Константин подвинул к себе чашку с кофе.
— Если я скажу, что ты права, то солгу. Если я скажу, что ты не права, то это тоже не будет правдой. Я до сих пор люблю ее, но это другое чувство. Ты похожа на нее, но ты — это не она. И люблю я тебя, а не ее.
— Ты даже во сне говоришь ее имя. — Лия достала из чашки пакетик. — Несмотря на все твои слова, я чувствую какую-то преграду, которая не дает тебе оставить это все. Что должно случиться? Кого ты должен встретить, что должно тебя встряхнуть? Может, я должна что-то сказать или сделать?
Константин сделал глоток кофе, поднес к сигарете Лии зажженную спичку, а потом закурил сам.

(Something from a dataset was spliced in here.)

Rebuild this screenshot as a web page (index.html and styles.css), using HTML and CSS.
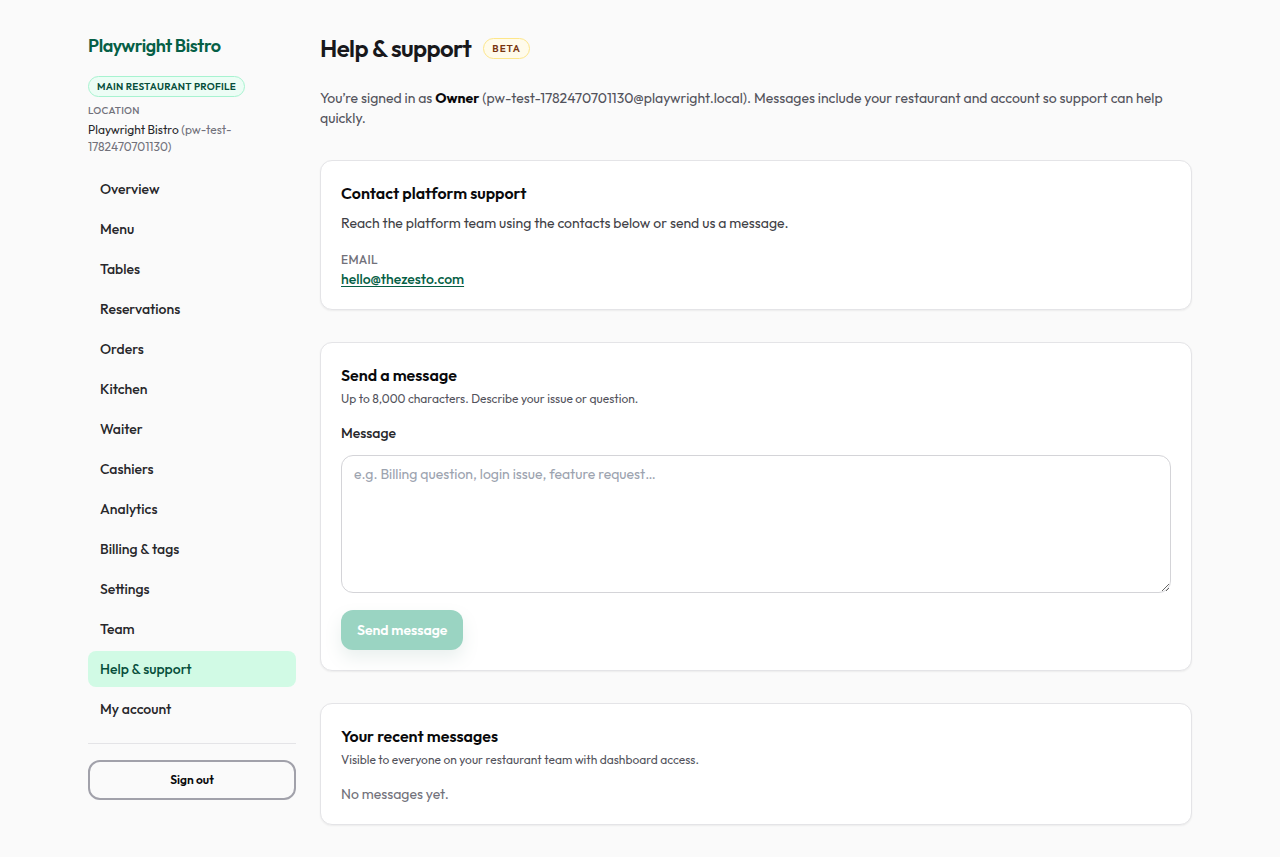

— Я был бы рад оставить все в прошлом, но некоторые вещи мы не в состоянии вырвать из памяти. Или из души — не знаю, как будет правильнее. Когда-то эта женщина для меня значила очень много. Когда-то я был готов умереть ради того, чтобы эти отношения, хлипкие, как карточный домик, просуществовали хотя бы еще пару дней. Не знаю, знакомо ли тебе это чувство — хотя, конечно, лучше бы не было знакомо — когда ты знаешь, чем все закончится, умом понимаешь, что конец близок, но что-то внутри предательски шепчет тебе: «Еще чуть-чуть, еще чуть-чуть. Вот видишь, вы улыбнулись друг другу, смеялись над одной шуткой, гуляли вместе, держались за руки, она поцеловала тебя на прощание. Все не так уж плохо». А потом тебе говорят: «Я решила, что мне стоит уйти. Надеюсь, ты не будешь меня держать». И ты чувствуешь, что у тебя вырвали сердце — просто взяли и вырвали, даже не спросив, не потрудившись перед этим сделать наркоз. Нет, тебе не больно, не страшно, потому что и боль, и страх уже давно пережиты. Это такая пустота, что тебе не хочется кричать, ругаться, бить тарелки. Тебе не хочется плакать. Тебе вообще ничего не хочется. Ты только спокойно говоришь себе: «Да, это конец». Еще пару месяцев назад от этой мысли можно было умереть от ужаса, а теперь ты спокойно признаешься себе в этом, и на душе у тебя не хорошо, не плохо, а просто никак. Будто тебя выпотрошили, осталась одна только оболочка. Эти ощущения прячутся где-то в глубине души, кажется, так глубоко, что их уже не достать. Но одна только мысль об этом, одно только беглое воспоминание, один незначительный образ заставляет их ожить. И, поверь мне, Лия, они не теряют своей силы. Они так же приводят меня в ужас, как и семь лет назад. И каждый раз, когда я думаю о том, что мне надо стукнуть кулаком по столу и сказать тебе: «Черт возьми, разводись с этой нищей больничной крысой и выходи замуж за меня!», именно эти ощущения меня останавливают. А стукнуть кулаком по столу я могу, тут ты можешь мне поверить.